We've moved several hundred yards down the plaza, and you can see the roof line of a palace within the royal precinct. In the background is a mountain with three whitish outcrops that were once read as a dragon's face, then more recently as a white tiger's. The mountain helped make this a propitious site for a capital city.

The foreground statue, from 1968, depicts Admiral Yi Sun-sin, the heroic victor of 23 naval battles with the Japanese in the 1590s. Despite his victories, he was no hero in his lifetime and died in battle. The hero designation came posthumously.

See the figure in the mid-distance?

It's King Sejong, who reigned 1418-1450 and is shown in this recent statue with an open book, not because he ruled transparently but because he is credited, along with many other things, as the inventor of Hangul, the Korean alphabet.

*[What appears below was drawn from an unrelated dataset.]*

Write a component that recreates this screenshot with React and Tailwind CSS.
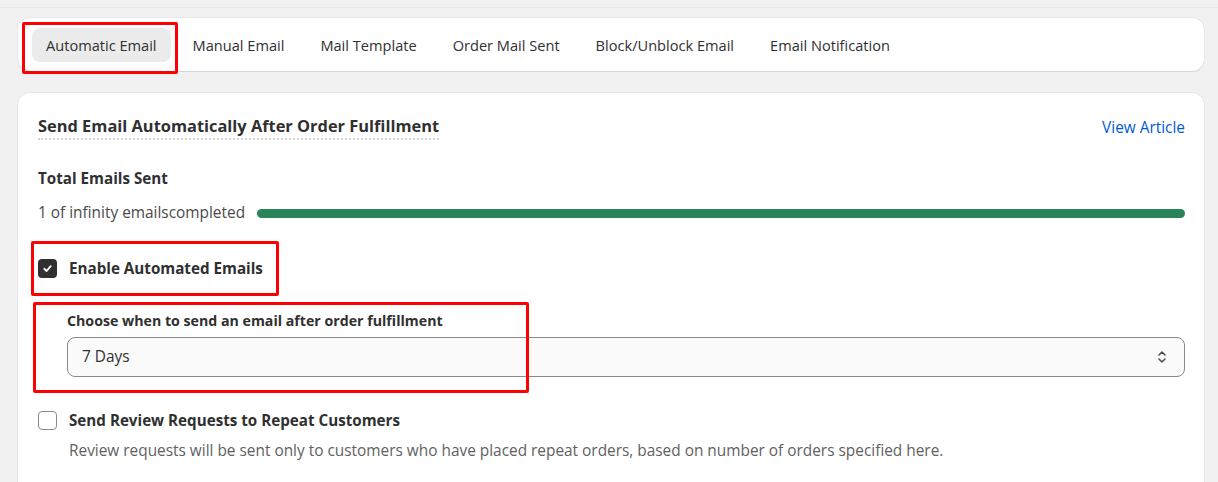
import React from "react";

const font = { fontFamily: '"Open Sans", "Noto Sans", sans-serif' };

function Chevrons() {
  return (
    <svg width="12" height="16" viewBox="0 0 12 16" fill="none" stroke="#4a4a4a" strokeWidth="1.5" strokeLinecap="round" strokeLinejoin="round">
      <path d="M3 6 L6 3 L9 6" />
      <path d="M3 10 L6 13 L9 10" />
    </svg>
  );
}

export default function App() {
  const tabs = ["Automatic Email", "Manual Email", "Mail Template", "Order Mail Sent", "Block/Unblock Email", "Email Notification"];
  return (
    <div className="min-h-screen bg-[#f1f1f1] text-[#303030]" style={font}>
      <div className="h-[8px] border-b border-[#e6e6e6]" />
      <div className="pl-[18px] pr-[14px] pt-[10px]">
        {/* Tabs card */}
        <div className="relative h-[53px] bg-white rounded-xl shadow-[0_1px_0_0_#d4d4d4,0_0_0_1px_#e8e8e8] flex items-center pl-[14px] gap-2">
          {tabs.map((t, i) => (
            <div
              key={t}
              className={
                "h-[34px] px-[14px] pt-[2px] flex items-center rounded-lg text-[14.6px] font-medium " +
                (i === 0 ? "bg-[#ebebeb] text-[#303030]" : "text-[#303030]")
              }
            >
              {t}
            </div>
          ))}
          <div className="absolute left-[4px] top-[4px] w-[156px] h-[52px] border-[3px] border-[#ff0000] rounded-[2px] pointer-events-none" />
        </div>

        {/* Main card */}
        <div className="relative mt-[22px] bg-white rounded-t-xl shadow-[0_0_0_1px_#e6e6e6] pl-5 pr-[19px] pt-[22px] pb-6">
          <div className="flex items-start justify-between">
            <div className="text-[16.4px] font-bold leading-[22px] border-b-2 border-dotted border-[#d6d6d6] pb-[1px]">
              Send Email Automatically After Order Fulfillment
            </div>
            <div className="text-[15.4px] text-[#005bd3] leading-[20px] mt-[3px]">View Article</div>
          </div>

          <div className="mt-[28px] text-[15.2px] font-bold leading-[20px]">Total Emails Sent</div>

          <div className="mt-[15px] flex items-center gap-3">
            <div className="text-[15.4px] leading-[20px] text-[#4a4a4a] whitespace-nowrap">1 of infinity emailscompleted</div>
            <div className="flex-1 h-[9px] rounded-full bg-[#29845a]" />
          </div>

          <div className="relative mt-[35px] flex items-center gap-3 h-[20px]">
            <div className="w-[19px] h-[19px] rounded-[4px] bg-[#303030] flex items-center justify-center">
              <svg width="11" height="11" viewBox="0 0 12 12" fill="none" stroke="white" strokeWidth="2" strokeLinecap="round" strokeLinejoin="round">
                <path d="M2.5 6.3 L5 8.7 L9.5 3.5" />
              </svg>
            </div>
            <div className="text-[15.2px] font-bold leading-[20px]">Enable Automated Emails</div>
            <div className="absolute left-[-7px] top-[-17px] w-[248px] h-[55px] border-[3px] border-[#ff0000] rounded-[2px] pointer-events-none" />
          </div>

          <div className="relative mt-[33px] pl-[29px]">
            <div className="text-[14.2px] font-bold leading-[20px]">Choose when to send an email after order fulfillment</div>
            <div className="mt-[6px] h-[40px] rounded-lg border border-[#8a8a8a] bg-[#fafafa] flex items-center justify-between pl-[14px] pr-[16px]">
              <span className="text-[15.4px] text-[#303030]">7 Days</span>
              <Chevrons />
            </div>
            <div className="absolute left-[-5px] top-[-9px] w-[496px] h-[91px] border-[3px] border-[#ff0000] rounded-[2px] pointer-events-none" />
          </div>

          <div className="mt-[33px] flex items-center gap-3 h-[20px]">
            <div className="w-[19px] h-[19px] rounded-[4px] border border-[#8a8a8a] bg-white" />
            <div className="text-[15.2px] font-bold leading-[20px]">Send Review Requests to Repeat Customers</div>
          </div>
          <div className="mt-[11px] pl-[31px] text-[15.4px] leading-[20px] text-[#616161]">
            Review requests will be sent only to customers who have placed repeat orders, based on number of orders specified here.
          </div>
        </div>
      </div>
    </div>
  );
}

That's the admiral again at the far left. Over here, at the edge of the plaza is a memorial column almost hidden in a protective housing. The column was erected in 1902 to celebrate the 40th anniversary of the reign of Gojong and his assumption of the title Hwangje, "emperor." Five years later, the Japanese forced his abdication. They sold the monument's fencing, restored after World War II.

We're circled back to the Twin Tree towers, here seen as a backdrop to the East Corner Pavilion, Tongshipja-gak, which used to be literally the corner pavilion of the palace fronting the Gwanghwamun Plaza. The Japanese decided to shrink the palace grounds, which meant moving its wall and leaving the pavilion an island, now wrapped in busy streets.